Solchen Stigmatisierungen treten alle Politiker/innen entgegen. Gemeinsam wollen sie Kräfte
bündeln helfen (von Schulen, über Polizei, Einrichtungen, Institutionen, Jugendvereinen und -
verbänden bis hin zu Politik und Verwaltung), um Jugendlichen wieder Vertrauen in die
Demokratie zu geben. Die Öffnung von Schulen und Jugendeinrichtungen auch für
Bürger/innen ist darunter ein Aspekt. Um so mehr verwunderte es, dass die meisten Kandidat/innen
mit den Leitlinien für Grünau nichts anzufangen wussten, ja diese nicht einmal kannten (obwohl
in Kurzform im »Grün-As«
abgedruckt und im öffentlich ausliegenden Protokoll des Forums Grünau
im Stadtteilladen zugänglich).
Die Leitlinien beinhalten eine Vision von Grünau als kinder- und familienfreundlicher
Stadtteil, als das Zentrum am Stadtrand, als »Gartenstadt«
(Grün- und Freiräume sind vorhanden,
hier gehört auch das Projekt »Gartenschau im Plattenbau«
hinein), als Stadtteil, in dem
Arbeiten genauso möglich wird (durch vorhandene Räume und lokale Initiativen wie der Ideen- und
Kontaktbörse oder des Quartiertsmanagements) wie ökologische Stadterneuerung (durch die
»Ökonomie der großen Zahl«
). Grünau besitzt ein großes informelles Potential, woraus eine
Strategie der Beteiligung als »Stadterneuerungslabor«
resultiert. Diese Leitbilder wurden von
Akteuren in Grünau entwickelt. Sie nehmen bewußt die verschiedenen Potentiale Grünaus auf. Als
Orientierung für die Zukunft Grünaus als lebendiger, lebenswerter Stadtteil können sie
wesentlich zu einem Positiv-Image des Stadtteils beitragen.

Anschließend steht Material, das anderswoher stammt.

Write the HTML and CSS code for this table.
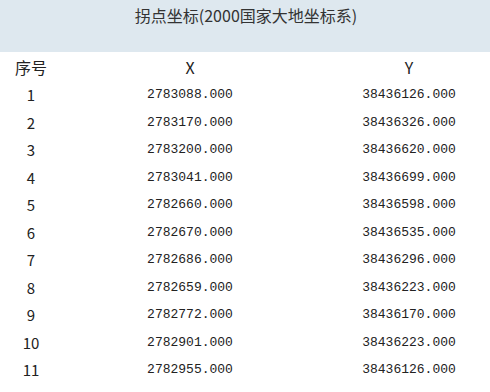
FILE: index.html
```html
<!DOCTYPE html>
<html lang="zh">
<head>
<meta charset="utf-8">
<title>拐点坐标</title>
<link rel="stylesheet" href="styles.css">
</head>
<body>
<div class="panel">
  <div class="title">拐点坐标(2000国家大地坐标系)</div>
  <table class="coords">
    <colgroup><col class="c-idx"><col class="c-x"><col class="c-y"></colgroup>
    <thead>
      <tr><th>序号</th><th>X</th><th class="ycol">Y</th></tr>
    </thead>
    <tbody>
      <tr><td class="idx">1</td><td class="num">2783088.000</td><td class="num ycol">38436126.000</td></tr>
      <tr><td class="idx">2</td><td class="num">2783170.000</td><td class="num ycol">38436326.000</td></tr>
      <tr><td class="idx">3</td><td class="num">2783200.000</td><td class="num ycol">38436620.000</td></tr>
      <tr><td class="idx">4</td><td class="num">2783041.000</td><td class="num ycol">38436699.000</td></tr>
      <tr><td class="idx">5</td><td class="num">2782660.000</td><td class="num ycol">38436598.000</td></tr>
      <tr><td class="idx">6</td><td class="num">2782670.000</td><td class="num ycol">38436535.000</td></tr>
      <tr><td class="idx">7</td><td class="num">2782686.000</td><td class="num ycol">38436296.000</td></tr>
      <tr><td class="idx">8</td><td class="num">2782659.000</td><td class="num ycol">38436223.000</td></tr>
      <tr><td class="idx">9</td><td class="num">2782772.000</td><td class="num ycol">38436170.000</td></tr>
      <tr><td class="idx">10</td><td class="num">2782901.000</td><td class="num ycol">38436223.000</td></tr>
      <tr><td class="idx">11</td><td class="num">2782955.000</td><td class="num ycol">38436126.000</td></tr>
    </tbody>
  </table>
</div>
</body>
</html>
```
FILE: styles.css
```css
html, body {
  margin: 0;
  padding: 0;
  background: #ffffff;
}
body {
  font-family: "Noto Sans CJK SC", "Noto Sans", sans-serif;
  color: #222;
}
.panel {
  width: 490px;
}
.title {
  height: 52px;
  background: #dee8ef;
  text-align: center;
  font-size: 16px;
  line-height: 31px;
  color: #333;
  padding-left: 2px;
}
.coords {
  width: 490px;
  border-collapse: collapse;
  table-layout: fixed;
}
.c-idx { width: 62px; }
.c-x { width: 256px; }
.c-y { width: 172px; }
.coords th {
  font-weight: normal;
  font-size: 16px;
  height: 29px;
  padding: 0;
  text-align: center;
  color: #222;
}
.coords td {
  height: 27.5px;
  padding: 0;
  text-align: center;
}
.coords .ycol {
  padding-left: 10px;
}
.idx {
  font-size: 15px;
  color: #222;
}
.num {
  font-family: "Liberation Mono", monospace;
  font-size: 13px;
  color: #222;
}
```
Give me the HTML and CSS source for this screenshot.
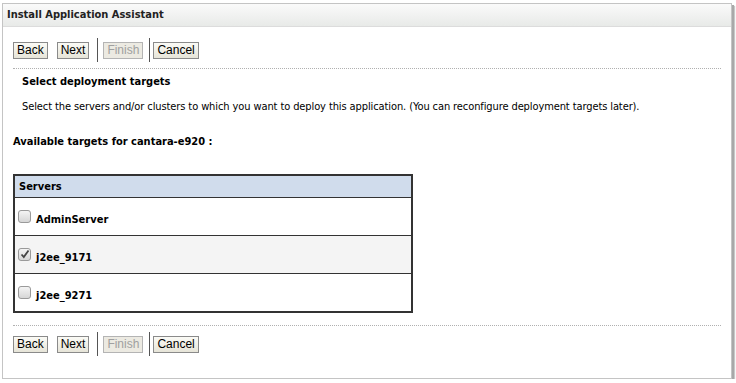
FILE: index.html
```html
<!DOCTYPE html>
<html lang="en">
<head>
    <meta charset="UTF-8">
    <meta name="viewport" content="width=device-width, initial-scale=1.0">
    <title>Install Application Assistant</title>
    <link rel="stylesheet" href="styles.css">
</head>
<body>
    <div class="panel">
        <div class="panel-header">Install Application Assistant</div>
        <div class="panel-body">
            <div class="button-bar">
                <button class="btn back">Back</button>
                <button class="btn next">Next</button>
                <span class="sep"></span>
                <button class="btn finish" disabled>Finish</button>
                <span class="sep last"></span>
                <button class="btn">Cancel</button>
            </div>
            <div class="dotted"></div>
            <div class="intro">
                <h3>Select deployment targets</h3>
                <p>Select the servers and/or clusters to which you want to deploy this application. (You can reconfigure deployment targets later).</p>
            </div>
            <div class="targets-title">Available targets for cantara-e920 :</div>
            <table class="servers">
                <tr><th>Servers</th></tr>
                <tr><td><span class="check"></span>AdminServer</td></tr>
                <tr class="alt"><td><span class="check checked"><svg viewBox="0 0 12 12" width="12" height="12"><path d="M2.5 6.5 L4.8 9 L9.5 2.5" fill="none" stroke="#444" stroke-width="1.8"/></svg></span>j2ee_9171</td></tr>
                <tr><td><span class="check"></span>j2ee_9271</td></tr>
            </table>
            <div class="dotted bottom"></div>
            <div class="button-bar">
                <button class="btn back">Back</button>
                <button class="btn next">Next</button>
                <span class="sep"></span>
                <button class="btn finish" disabled>Finish</button>
                <span class="sep last"></span>
                <button class="btn">Cancel</button>
            </div>
        </div>
    </div>
</body>
</html>
```

FILE: styles.css
```css
body {
    margin: 0;
    padding: 0;
    background: #fff;
    font-family: "DejaVu Sans Condensed", "DejaVu Sans", sans-serif;
    font-size: 11px;
    color: #000;
}
.panel {
    margin: 3px 4px 0 2px;
    height: 374px;
    border: 1px solid #c4c4c4;
    box-shadow: 2px 2px 0 #a8a8a8, 3px 3px 1px #c8c8c8;
    background: #fff;
}
.panel-header {
    height: 22px;
    line-height: 22px;
    padding-left: 4px;
    font-weight: bold;
    font-size: 11px;
    color: #222;
    background: linear-gradient(#fafafa, #e8eae8);
    border-bottom: 1px solid #dcdcdc;
}
.panel-body {
    padding: 11px 10px 0 10px;
}
.button-bar {
    display: flex;
    align-items: center;
    height: 24px;
}
.btn {
    font-family: "Liberation Sans", Arial, sans-serif;
    font-size: 12px;
    height: 17px;
    padding: 0 3px;
    line-height: 15px;
    border: 1px solid #8a8a8a;
    border-radius: 0;
    background: linear-gradient(#fbfbf6, #e6e4d8);
    color: #000;
}
.btn.back {
    margin-right: 9px;
}
.btn.next {
    margin-right: 8px;
}
.btn.finish {
    margin-right: 6px;
}
.btn:disabled {
    color: #a0a0a0;
    border-color: #b4b4b4;
    background: #eceae2;
}
.sep {
    width: 1px;
    height: 24px;
    margin-right: 5px;
    background: #555;
}
.sep.last {
    margin-right: 3px;
}
.dotted {
    border-top: 1px dotted #b0b0b0;
    margin: 6px 0 0 0;
}
.dotted.bottom {
    margin: 12px 0 6px 0;
}
.intro {
    padding-left: 9px;
}
.intro h3 {
    margin: 6px 0 0;
    font-size: 11px;
    line-height: 14px;
}
.intro p {
    margin: 11px 0 0;
    line-height: 14px;
    letter-spacing: -0.1px;
}
.targets-title {
    margin-top: 21px;
    font-weight: bold;
    line-height: 14px;
}
.servers {
    margin-top: 25px;
    width: 400px;
    border-collapse: collapse;
    border: 2px solid #333;
}
.servers th {
    text-align: left;
    background: #d0dcec;
    height: 21px;
    padding: 0 4px;
    border-bottom: 1px solid #333;
}
.servers td {
    height: 34px;
    padding: 3px 3px 0;
    border-top: 1px solid #333;
    font-weight: bold;
}
.servers .alt td {
    background: #f4f4f4;
}
.check {
    display: inline-block;
    vertical-align: 0;
    width: 11px;
    height: 11px;
    margin-right: 5px;
    border: 1px solid #9a9a9a;
    border-radius: 3px;
    background: linear-gradient(#f4f4f4, #d6d6d6);
    position: relative;
}
.check svg {
    position: absolute;
    left: 0;
    top: -1px;
}
```
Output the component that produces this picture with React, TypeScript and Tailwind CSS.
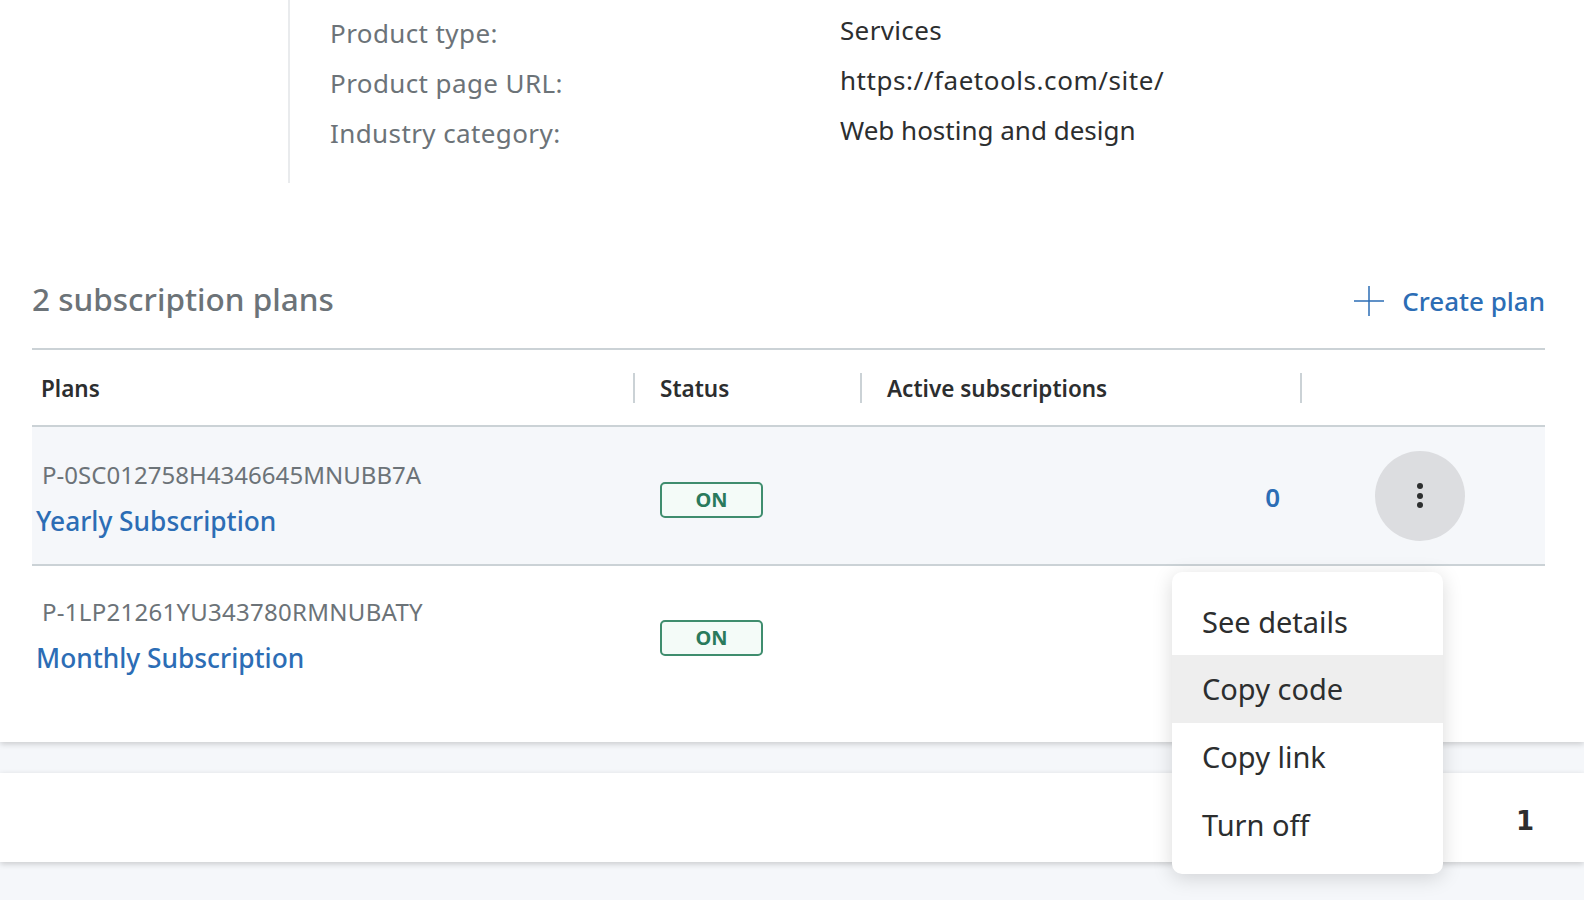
const font = "font-['Noto_Sans',sans-serif]";

const details = [
  { label: "Product type:", value: "Services", spacing: "tracking-[0.35px]" },
  { label: "Product page URL:", value: "https://faetools.com/site/", spacing: "tracking-[0.55px]" },
  { label: "Industry category:", value: "Web hosting and design", spacing: "tracking-normal" },
];

const plans = [
  { code: "P-0SC012758H4346645MNUBB7A", name: "Yearly Subscription", active: true },
  { code: "P-1LP21261YU343780RMNUBATY", name: "Monthly Subscription", active: false },
];

function OnBadge({ className }: { className: string }) {
  return (
    <div className={`w-[103px] h-[36px] rounded-[5px] border-2 border-[#3f8d6e] bg-[#f4fbf8] flex items-center justify-center text-[20px] font-bold text-[#2a7a5c] ${className}`}>
      ON
    </div>
  );
}

export default function App() {
  return (
    <div className={`relative h-[900px] overflow-hidden bg-[#f5f7fa] ${font}`}>
      <div className="bg-white h-[742px] shadow-[0_2px_6px_rgba(0,0,0,0.18)]">
        {/* product details */}
        <div className="flex h-[183px]">
          <div className="w-[290px] border-r-2 border-[#e9ebed]" />
          <div className="pl-[40px] pt-[8px] flex flex-col">
            {details.map((d) => (
              <div key={d.label} className="flex h-[50px] items-center">
                <span className="w-[510px] text-[26px] tracking-[0.4px] text-[#6c7378]">{d.label}</span>
                <span className={`text-[26px] text-[#2c2e2f] -mt-[5px] ${d.spacing}`}>{d.value}</span>
              </div>
            ))}
          </div>
        </div>

        <div className="ml-[32px] mr-[39px]">
          <div className="flex justify-between items-center h-[165px] pt-[66px]">
            <h2 className="text-[31.5px] font-medium text-[#6c7378]">2 subscription plans</h2>
            <a className="flex items-center gap-[18px] mt-[5px] text-[26px] font-medium text-[#2c6db5]">
              <svg width="30" height="30" viewBox="0 0 30 30" fill="none" stroke="#2c6db5" strokeWidth="1.5">
                <path d="M15 0v30M0 15h30" />
              </svg>
              Create plan
            </a>
          </div>

          {/* table */}
          <div className="grid grid-cols-[603px_227px_440px_243px] h-[79px] items-center border-t-2 border-b-2 border-[#cbd2d6] text-[22.5px] font-semibold text-[#2c2e2f]">
            <div className="pl-[9px] pt-[3px] h-[30px] flex items-center border-r-2 border-[#cbd2d6]">Plans</div>
            <div className="pl-[25px] pt-[3px] h-[30px] flex items-center border-r-2 border-[#cbd2d6]">Status</div>
            <div className="pl-[25px] pt-[3px] h-[30px] flex items-center border-r-2 border-[#cbd2d6]">Active subscriptions</div>
            <div />
          </div>

          {plans.map((p) => (
            <div
              key={p.code}
              className={`grid grid-cols-[603px_227px_440px_243px] items-center ${p.active ? "h-[139px] bg-[#f5f7fa] border-b-2 border-[#cbd2d6]" : "h-[136px]"}`}
            >
              <div className={`flex flex-col ${p.active ? "pt-[6px]" : "pt-[4px]"}`}>
                <span className={`pl-[10px] text-[24px] leading-[30px] text-[#6c7378] ${p.active ? "tracking-[0.03px]" : "tracking-[0.27px]"}`}>{p.code}</span>
                <a className="pl-[4px] mt-[14px] text-[26.3px] leading-[34px] font-medium text-[#2c6db5]">{p.name}</a>
              </div>
              <div className="pl-[25px]">
                <OnBadge className={p.active ? "mt-[9px]" : "mt-[8px]"} />
              </div>
              <div className="pr-[22px] pt-[3px] text-right text-[26px] font-semibold text-[#2c6db5]">{p.active ? "0" : ""}</div>
              <div className="pl-[73px]">
                {p.active && (
                  <div className="w-[90px] h-[90px] rounded-full bg-[#dcdde0] flex flex-col items-center justify-center gap-[3.5px]">
                    <span className="w-[6px] h-[6px] rounded-full bg-[#2c2e2f]" />
                    <span className="w-[6px] h-[6px] rounded-full bg-[#2c2e2f]" />
                    <span className="w-[6px] h-[6px] rounded-full bg-[#2c2e2f]" />
                  </div>
                )}
              </div>
            </div>
          ))}
        </div>
      </div>

      {/* pagination strip */}
      <div className="mt-[31px] h-[89px] bg-white shadow-[0_2px_6px_rgba(0,0,0,0.18)] flex items-center justify-end pr-[50px] pt-[8px] font-['DejaVu_Sans',sans-serif] text-[26px] font-bold text-[#2c2e2f]">
        1
      </div>

      {/* row menu */}
      <div className="absolute left-[1172px] top-[572px] w-[271px] h-[302px] rounded-[10px] bg-white shadow-[0_4px_20px_rgba(0,0,0,0.15)] overflow-hidden pt-[16px] text-[29px] text-[#2c2e2f]">
        <div className="h-[67px] pl-[30px] flex items-center">See details</div>
        <div className="h-[68px] pl-[30px] flex items-center bg-[#eeeeee]">Copy code</div>
        <div className="h-[68px] pl-[30px] flex items-center">Copy link</div>
        <div className="h-[68px] pl-[30px] flex items-center">Turn off</div>
      </div>
    </div>
  );
}
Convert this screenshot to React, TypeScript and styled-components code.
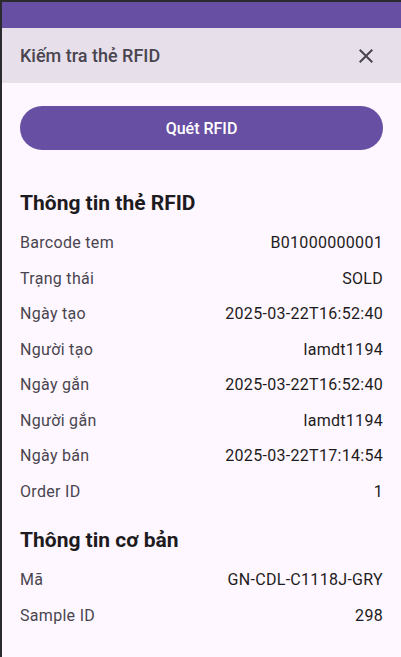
import React from "react";
import styled, { createGlobalStyle } from "styled-components";

const GlobalStyle = createGlobalStyle`
  html, body {
    margin: 0;
    padding: 0;
    background: #2b2a2e;
  }
  body {
    font-family: Roboto, "Noto Sans", sans-serif;
  }
`;

const Screen = styled.div`
  box-sizing: border-box;
  width: 401px;
  height: 657px;
  padding: 2px 0 0 2px;
  background: #2b2a2e;
  overflow: hidden;
`;

const Frame = styled.div`
  display: flex;
  flex-direction: column;
  height: 100%;
  background: #fef7ff;
`;

const StatusBar = styled.div`
  flex: none;
  height: 26px;
  background: #674fa3;
`;

const Header = styled.div`
  flex: none;
  display: flex;
  align-items: center;
  justify-content: space-between;
  height: 55px;
  padding: 0 23px 0 18px;
  background: #e7e0eb;
`;

const HeaderTitle = styled.div`
  font-size: 18px;
  font-weight: 500;
  color: #49454f;
`;

const CloseButton = styled.button`
  display: flex;
  align-items: center;
  justify-content: center;
  width: 24px;
  height: 24px;
  padding: 0;
  border: none;
  background: none;
  color: #49454f;
  cursor: pointer;
`;

const Body = styled.div`
  display: flex;
  flex-direction: column;
  padding: 23px 18px 0 18px;
`;

const ScanButton = styled.button`
  height: 44px;
  border: none;
  border-radius: 22px;
  background: #674fa3;
  color: #ffffff;
  font-family: Roboto, sans-serif;
  font-size: 16px;
  font-weight: 500;
  cursor: pointer;
`;

const SectionTitle = styled.h2<{ $top: number }>`
  margin: ${({ $top }) => $top}px 0 10px;
  height: 24px;
  line-height: 24px;
  font-size: 21px;
  font-weight: 700;
  color: #1d1b20;
`;

const Row = styled.div`
  display: flex;
  align-items: center;
  justify-content: space-between;
  height: 35.5px;
  font-size: 16px;
  letter-spacing: 0.3px;
`;

const Label = styled.span`
  color: #49454f;
`;

const Value = styled.span`
  color: #1d1b20;
`;

const CloseIcon = () => (
  <svg width="24" height="24" viewBox="0 0 24 24" fill="currentColor">
    <path d="M19 6.41L17.59 5 12 10.59 6.41 5 5 6.41 10.59 12 5 17.59 6.41 19 12 13.41 17.59 19 19 17.59 13.41 12z" />
  </svg>
);

const rfidInfo: [string, string][] = [
  ["Barcode tem", "B01000000001"],
  ["Trạng thái", "SOLD"],
  ["Ngày tạo", "2025-03-22T16:52:40"],
  ["Người tạo", "lamdt1194"],
  ["Ngày gắn", "2025-03-22T16:52:40"],
  ["Người gắn", "lamdt1194"],
  ["Ngày bán", "2025-03-22T17:14:54"],
  ["Order ID", "1"],
];

const basicInfo: [string, string][] = [
  ["Mã", "GN-CDL-C1118J-GRY"],
  ["Sample ID", "298"],
];

const App: React.FC = () => (
  <Screen>
    <GlobalStyle />
    <Frame>
      <StatusBar />
      <Header>
        <HeaderTitle>Kiếm tra thẻ RFID</HeaderTitle>
        <CloseButton aria-label="Đóng">
          <CloseIcon />
        </CloseButton>
      </Header>
      <Body>
        <ScanButton>Quét RFID</ScanButton>
        <SectionTitle $top={41}>Thông tin thẻ RFID</SectionTitle>
        {rfidInfo.map(([label, value]) => (
          <Row key={label}>
            <Label>{label}</Label>
            <Value>{value}</Value>
          </Row>
        ))}
        <SectionTitle $top={19}>Thông tin cơ bản</SectionTitle>
        {basicInfo.map(([label, value]) => (
          <Row key={label}>
            <Label>{label}</Label>
            <Value>{value}</Value>
          </Row>
        ))}
      </Body>
    </Frame>
  </Screen>
);

export default App;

Doch dazu müssen sie auch in den verschiedenen (Entscheidungs-)Gremien eine Rolle spielen, eben auch durch Grünauer Politiker/innen in Diskussionen eingebracht und weitergegeben werden. Es muß deutlich werden, dass Grünau hier bereits einen Schritt weiter ist als viele andere Stadtteile. Das Publikum erinnerte die Politiker/innen an ihre Verantwortung für die Grünauer Bürger/innen. So wurde nachgefragt, wie sie Einfluß nehmen wollten auf mehr Bürgernähe und Bürgerbeteiligung bei Entscheidungen.
Als Beispiele für diesbezügliche »Pannen«
wurden genannt:
- das zu kleine und mit Baumängeln behaftete Schwimmbad
- das Auslegen der Entwürfe für den Stadtteilpark im WK
8 ausschließlich im Stadtteilladen im WK 4 (erst auf Initiative der Bürger und des KOMM e.V.
wurden die Entwürfe
vor Ort
im WK 8 diskutiert). - Entscheidungen zu Großprojekten wie den S-Bahn-Tunnel.
Die Politiker reagierten vor allem auf letztgenanntes Beispiel. Die Vertreter/innen von SPD,
CDU und DSU votieren für den Tunnel als wichtiges Projekt, das die Entwicklung der Großstadt
Leipzig zur »Welt«
- und Touristenstadt befördere. Bündnis 90/Die Grünen und PDS lehnen den
Tunnel ab und fordern, das dafür notwendige Geld z. B. stärker für die Entwicklung der
Stadtquartiere einzusetzen (zum Beispiel Sanierung von Kindertagesstätten, Schulen, Sport- und
Kulturstätten usw.) Sie mahnten an, dass die Stadt verschiedene Varianten der Verkehrsführung
neben des Tunnelprojektes prüfen müsse.
Der Abend endete mit dem dringenden Appell aus dem Publikum an die Politiker/innen, sich über Parteigrenzen und Befindlichkeiten hinweg gemeinsam für Grünau zu engagieren.
Schließlich erhalten die neuen Stadträte ihr Mandat von den Grünauer/innen und damit auch den Auftrag, alles für die Erhaltung und Entwicklung Grünaus zu einen lebendigen und lebensfähigen Stadtteil zu tun.